Sure enough, when the climactic rooftop confrontation rolls around, Shredder handily dismantles all four Turtles in embarrassingly short order just in time for Splinter to show up. They have a fierce exposition-laden staredown, an unspoken requirement of final ultimate battles, and then Shredder takes his mask off and charges at Splinter from the other side of the roof, bellowing like John Rhys-Davies getting his dick tattooed in a hurricane.
New Line Cinema
We're expecting the two of them to collide in a 17-megaton karate-fist explosion powerful enough to spontaneously incinerate every single VHS copy of The Karate Kid on the planet.
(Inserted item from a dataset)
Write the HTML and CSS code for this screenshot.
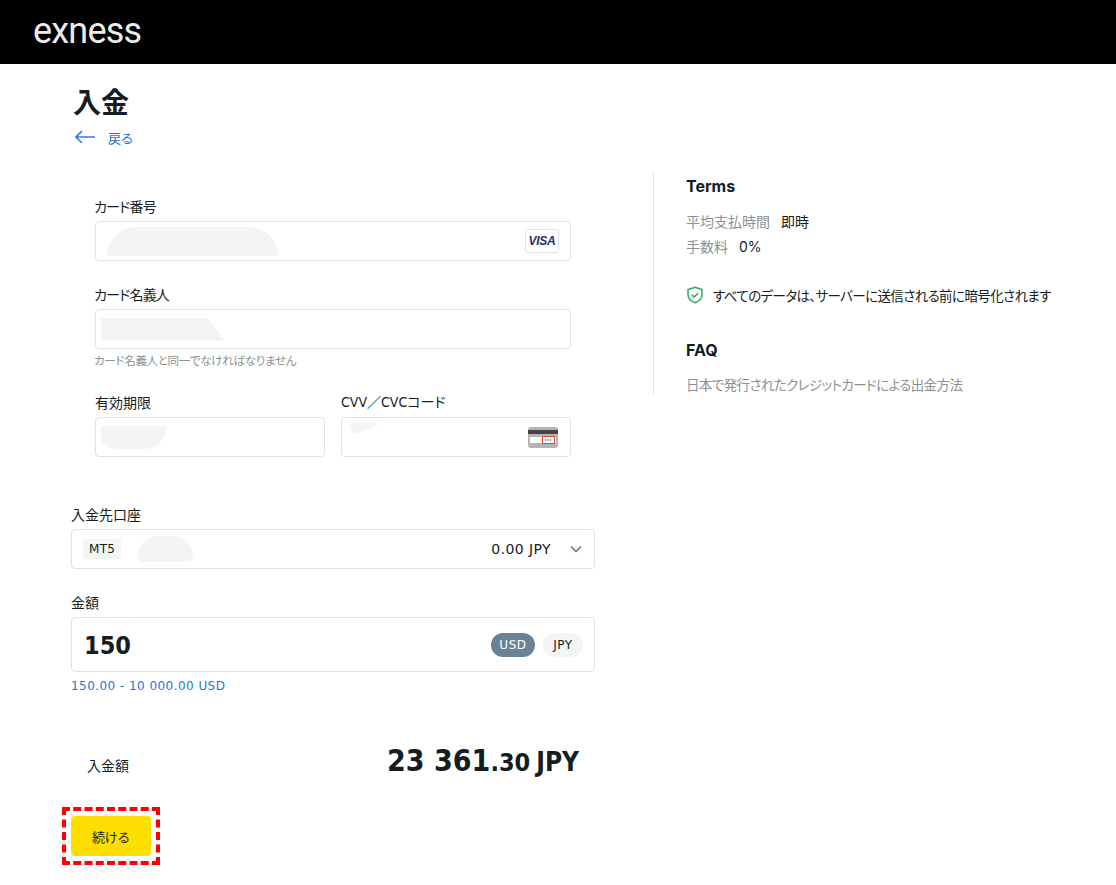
FILE: index.html
```html
<!DOCTYPE html>
<html lang="ja">
<head>
    <meta charset="UTF-8">
    <meta name="viewport" content="width=device-width, initial-scale=1.0">
    <title>入金</title>
    <link rel="stylesheet" href="styles.css">
</head>
<body>
    <div class="topbar">
        <span class="logo">exness</span>
    </div>
    <div class="page">
        <h1 class="title">入金</h1>
        <a class="back" href="#">
            <svg width="20" height="14" viewBox="0 0 20 14" fill="none" stroke="#2f80d0" stroke-width="1.6">
                <path d="M20 7H1M7 1L1 7l6 6"/>
            </svg>
            <span>戻る</span>
        </a>
        <div class="columns">
            <div class="form">
                <div class="card-fields">
                    <div class="field">
                        <label class="label label-kana">カード番号</label>
                        <div class="input">
                            <div class="mask mask-number"></div>
                            <div class="visa">VISA</div>
                        </div>
                    </div>
                    <div class="field">
                        <label class="label label-kana">カード名義人</label>
                        <div class="input">
                            <div class="mask mask-name"></div>
                        </div>
                        <div class="hint">カード名義人と同一でなければなりません</div>
                    </div>
                    <div class="field-row">
                        <div class="field">
                            <label class="label">有効期限</label>
                            <div class="input">
                                <div class="mask mask-expiry"></div>
                            </div>
                        </div>
                        <div class="field">
                            <label class="label condensed">CVV／CVCコード</label>
                            <div class="input">
                                <div class="mask mask-cvv"></div>
                                <svg class="cvv-icon" width="30" height="21" viewBox="0 0 30 21">
                                    <rect width="30" height="21" rx="3" fill="#b4b4b4"/>
                                    <rect y="3" width="30" height="4" fill="#444"/>
                                    <rect x="2" y="10" width="26" height="6" fill="#fff"/>
                                    <rect x="14.5" y="9.5" width="12" height="7" fill="#fff" stroke="#e2492f"/>
                                    <path d="M17 13h7" stroke="#777" stroke-width="1.4" stroke-dasharray="1.4 1"/>
                                </svg>
                            </div>
                        </div>
                    </div>
                </div>

                <div class="field account">
                    <label class="label">入金先口座</label>
                    <div class="input select">
                        <span class="tag latin">MT5</span>
                        <div class="mask mask-account"></div>
                        <span class="balance latin">0.00 JPY</span>
                        <svg width="12" height="8" viewBox="0 0 12 8" fill="none" stroke="#6b7479" stroke-width="1.4">
                            <path d="M1 1.5l5 5 5-5"/>
                        </svg>
                    </div>
                </div>

                <div class="field amount">
                    <label class="label">金額</label>
                    <div class="input amount-input">
                        <span class="amount-value condensed">150</span>
                        <span class="pill pill-active latin">USD</span>
                        <span class="pill latin">JPY</span>
                    </div>
                    <div class="range latin">150.00 - 10 000.00 USD</div>
                </div>

                <div class="total">
                    <span class="total-label">入金額</span>
                    <span class="total-value condensed">23 361<small>.30</small><span class="total-cur latin">JPY</span></span>
                </div>

                <div class="highlight">
                    <button class="button">続ける</button>
                </div>
            </div>

            <div class="side">
                <h3 class="side-title">Terms</h3>
                <div class="term"><span class="term-name">平均支払時間</span><span>即時</span></div>
                <div class="term"><span class="term-name">手数料</span><span>0%</span></div>
                <div class="secure">
                    <svg width="18" height="18" viewBox="0 0 18 18" fill="none" stroke="#27ae60" stroke-width="1.5">
                        <path d="M9 1.2l7 2.4v5c0 4-3 6.8-7 8.2-4-1.400-7-4.200-7-8.200v-5z"/>
                        <path d="M5.800 8.800l2.300 2.300 4.100-4.100"/>
                    </svg>
                    <span>すべてのデータは、サーバーに送信される前に暗号化されます</span>
                </div>
                <h3 class="side-title faq-title">FAQ</h3>
                <a class="faq-link" href="#">日本で発行されたクレジットカードによる出金方法</a>
            </div>
        </div>
    </div>
</body>
</html>
```

FILE: styles.css
```css
body {
    font-family: Inter, "Noto Sans CJK JP", sans-serif;
    font-feature-settings: "palt";
    margin: 0;
    background-color: white;
    color: #141d22;
    font-size: 14px;
}
.latin {
    font-family: "DejaVu Sans", "Noto Sans CJK JP", sans-serif;
}
.condensed {
    font-family: "DejaVu Sans Condensed", "DejaVu Sans", "Noto Sans CJK JP", sans-serif;
    font-stretch: condensed;
}
.topbar {
    height: 64px;
    background: black;
    padding-left: 33px;
    display: flex;
    align-items: center;
}
.logo {
    font-family: Roboto, sans-serif;
    font-size: 36px;
    line-height: 64px;
    letter-spacing: -0.8px;
    color: #ececec;
    margin-top: -2px;
}
.page {
    padding-left: 71px;
}
.title {
    margin: 0;
    padding-top: 21px;
    padding-left: 2px;
    font-size: 28px;
    line-height: 36px;
    font-weight: 700;
}
.back {
    display: flex;
    align-items: center;
    gap: 13px;
    margin-top: 6px;
    padding-left: 4px;
    height: 20px;
    font-size: 13px;
    color: #1f73c9;
    text-decoration: none;
}
.columns {
    display: flex;
    margin-top: 26px;
    align-items: flex-start;
}
.form {
    width: 524px;
    margin-right: 58px;
}
.card-fields {
    padding: 25px 24px 0;
}
.field {
    margin-bottom: 25px;
}
.field-row {
    display: flex;
    gap: 16px;
}
.field-row .field {
    flex: 1;
    margin-bottom: 0;
}
.label {
    display: block;
    height: 19px;
    line-height: 17px;
    margin-bottom: 4px;
}
.label-kana {
    margin-left: -1px;
    letter-spacing: -0.8px;
}
.input {
    height: 40px;
    box-sizing: border-box;
    border: 1px solid #dfe1e2;
    border-radius: 4px;
    display: flex;
    align-items: center;
    justify-content: space-between;
    position: relative;
}
.hint {
    margin: 4px 0 0 -1px;
    font-size: 11.500px;
    line-height: 16px;
    letter-spacing: -0.3px;
    color: #8b9094;
}
.mask {
    background: #f3f4f4;
}
.mask-number {
    width: 171px;
    height: 29px;
    margin-left: 11px;
    margin-top: 1px;
    border-radius: 30px 30px 0 0;
}
.mask-name {
    width: 124px;
    height: 23px;
    margin-left: 5px;
    clip-path: polygon(0 0, 85% 0, 100% 100%, 0 100%);
}
.mask-expiry {
    width: 66px;
    height: 23px;
    margin-left: 5px;
    border-radius: 0 0 50px 30px;
}
.mask-cvv {
    width: 31px;
    height: 10px;
    margin: -18px 0 0 8px;
    clip-path: polygon(0 0, 100% 0, 30% 100%, 8% 100%);
}
.visa {
    width: 34px;
    height: 24px;
    box-sizing: border-box;
    margin-right: 11px;
    border: 1px solid #dfe1e2;
    border-radius: 3px;
    color: #1c3266;
    font-family: "Liberation Sans", sans-serif;
    font-size: 12px;
    font-weight: 700;
    font-style: italic;
    line-height: 22px;
    letter-spacing: -0.3px;
    text-align: center;
}
.cvv-icon {
    margin-right: 12px;
}
.account {
    margin-top: 49px;
}
.select {
    justify-content: flex-start;
    padding: 0 12px 0 11px;
}
.tag {
    background: #f3f4f4;
    border-radius: 3px;
    font-size: 12px;
    line-height: 20px;
    letter-spacing: 0.3px;
    padding: 0 6px;
}
.mask-account {
    width: 55px;
    height: 26px;
    margin-left: 17px;
    margin-top: -1px;
    border-radius: 20px 20px 6px 6px;
}
.balance {
    margin-left: auto;
    margin-right: 19px;
    font-size: 14px;
    letter-spacing: 0.4px;
}
.amount {
    margin-bottom: 0;
}
.amount-input {
    height: 55px;
    justify-content: flex-start;
    gap: 8px;
    padding: 0 11px 0 12px;
}
.amount-value {
    font-size: 25px;
    font-weight: 700;
    margin-top: 2px;
    margin-right: auto;
}
.pill {
    min-width: 40px;
    height: 24px;
    box-sizing: border-box;
    line-height: 24px;
    padding: 0 8.500px;
    border-radius: 12px;
    background: #f3f4f4;
    font-size: 12px;
    letter-spacing: 0.5px;
    text-align: center;
}
.pill-active {
    background: #6a8295;
    color: white;
}
.range {
    margin-top: 6px;
    font-size: 12px;
    line-height: 16px;
    letter-spacing: 0.45px;
    color: #1f78d1;
}
.total {
    display: flex;
    justify-content: space-between;
    align-items: baseline;
    margin-top: 45px;
    padding: 0 16px;
}
.total-value {
    font-size: 30px;
    font-weight: 700;
    line-height: 44px;
}
.total-value small {
    font-size: 25px;
}
.total-cur {
    margin-left: 6px;
    font-size: 26px;
}
.highlight {
    display: inline-block;
    margin: 22px 0 0 -9px;
    padding: 5px;
    border: 4px dashed red;
}
.button {
    display: block;
    width: 80px;
    height: 40px;
    border: 0;
    border-radius: 4px;
    background-color: #ffde02;
    color: #141d22;
    font-family: inherit;
    font-size: 13px;
    letter-spacing: -0.3px;
}
.side {
    height: 221px;
    box-sizing: border-box;
    border-left: 1px solid #dfe1e2;
    padding-left: 32px;
}
.side-title {
    margin: 4px 0 0;
    font-size: 16px;
    line-height: 18px;
    font-weight: 700;
}
.term {
    display: flex;
    gap: 11px;
    margin-top: 7px;
    font-size: 14px;
    line-height: 18px;
}
.side-title + .term {
    margin-top: 18px;
}
.term-name {
    color: #8b9094;
}
.secure {
    display: flex;
    align-items: center;
    gap: 9px;
    margin-top: 29px;
    font-size: 13.500px;
    letter-spacing: -0.6px;
    white-space: nowrap;
}
.faq-title {
    margin-top: 36px;
}
.faq-link {
    display: block;
    margin-top: 17px;
    font-size: 13.500px;
    line-height: 18px;
    letter-spacing: -0.6px;
    color: #8b9094;
    text-decoration: none;
}
```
MC Hammer will probably have to write a whole other rap song just about their fight, in addition to the one he already contributed to the soundtrack, and this was back in 1990, when a statement like that meant adding another $200,000 to your film's budget, as opposed to the airport brunch and "Great Job, Hammer!" sticker it would cost today. However, rather than engage in a tornado of raw martial arts talent that would've reversed the Earth's rotation and sent us all back in time like in Superman: The Movie, Splinter just judo-flips the Shredder right over the lip of the brownstone, dropping him several stories down into a trash compactor where his probably-already-dead body is crushed into jellied oblivion.